Development partners at MEI, Helsinn dump a high-risk PhIII AML study after concluding it would fail survival goal
Four years after Switzerland’s Helsinn put $25 million of cash on the table for an upfront and near-term milestone to take MEI Pharma’s drug pracinostat into a long-running Phase III trial for acute myeloid leukemia, the partners are walking away from a clinical pileup.
The drug — an HDAC inhibitor — failed to pass muster during a futility analysis, as researchers concluded that pracinostat combined with azacitidine wasn’t going to outperform the control group in the pivotal.

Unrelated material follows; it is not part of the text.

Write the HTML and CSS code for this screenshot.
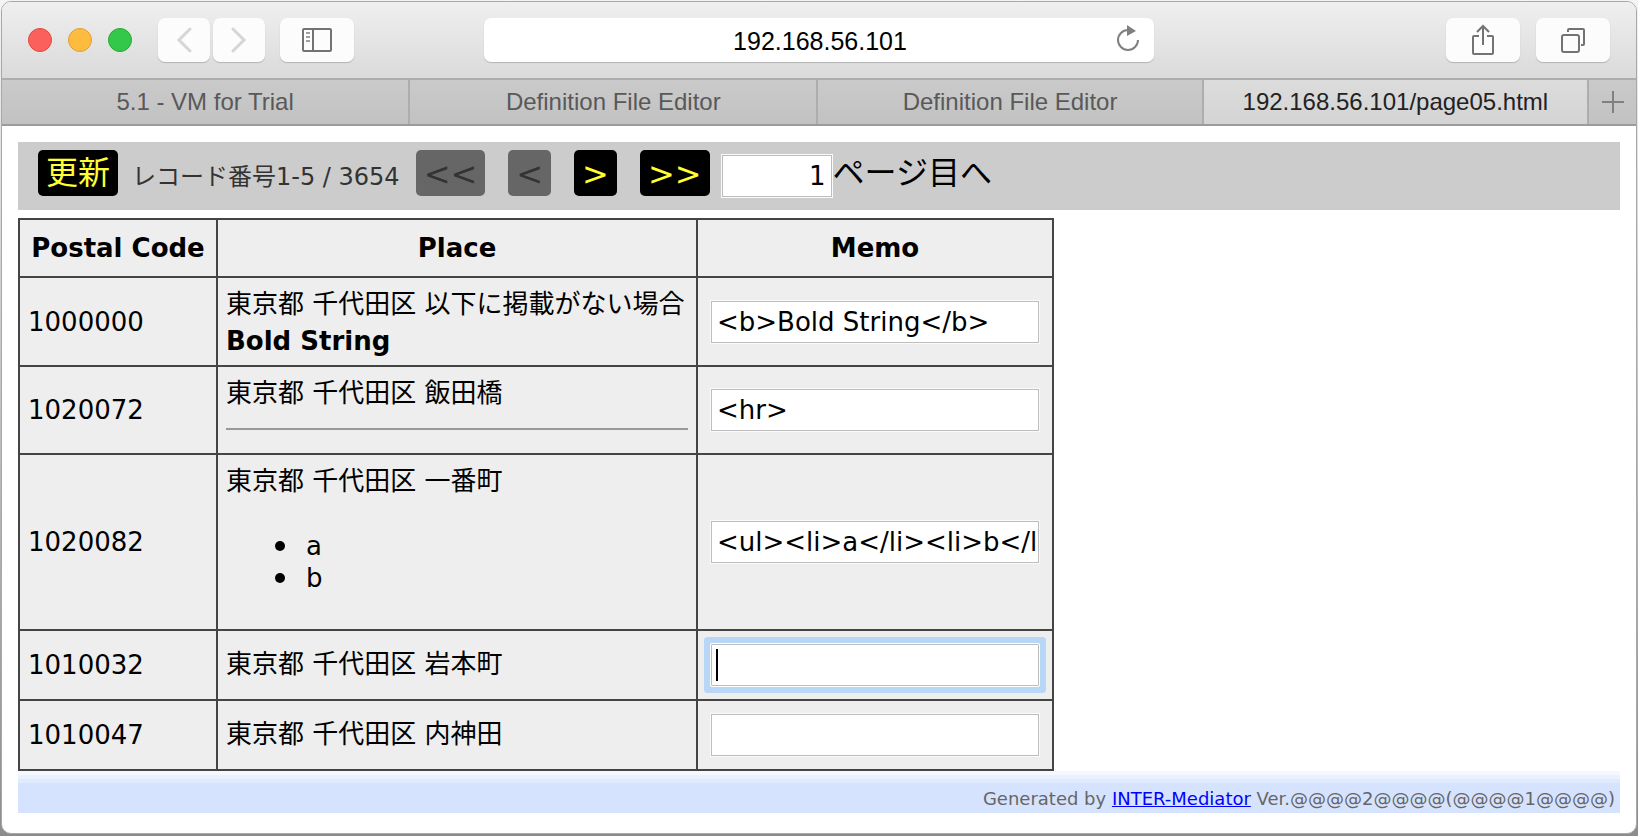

In a short statement, the partners said they planned to continue other studies involving pracinostat following a further review. There were no safety concerns, according to the companies.
Helsinn had offered up to $439 million in additional milestones on their deal, as the 2 companies also pursued a program for high or very high-risk myelodysplastic syndromes. That’s now in Phase II.
“Quite a few observers wouldn’t give the MEI/Helsinn partnership good odds on this,” I noted back in 2016. Mini-biotechs like MEI rarely do well in oncology.
But the FDA issued a breakthrough drug designation and CEO Dan Gold touted a successful, single-arm Phase II study. MEI had noted at the time that the drug achieved a median overall survival rate of 19.2 months and a 42% complete response rate (21 out of 50 patients) in the single arm study, which Gold compared to the successful 10.4-month survival rate and 19.5% CR rate Celgene saw with Vidaza (azacitidine, or AZA-AML-001, in a pivotal study with 488 patients).
MEI saw its stock start to take off in early March, after shares had dropped perilously close to the $1 mark. And in the past few months the stock more than quadrupled in value, helped along by a $100 million upfront deal with Kyowa Kirin on a PI3Kδ drug.
The stock took a 16% hit ahead of the bell on Thursday.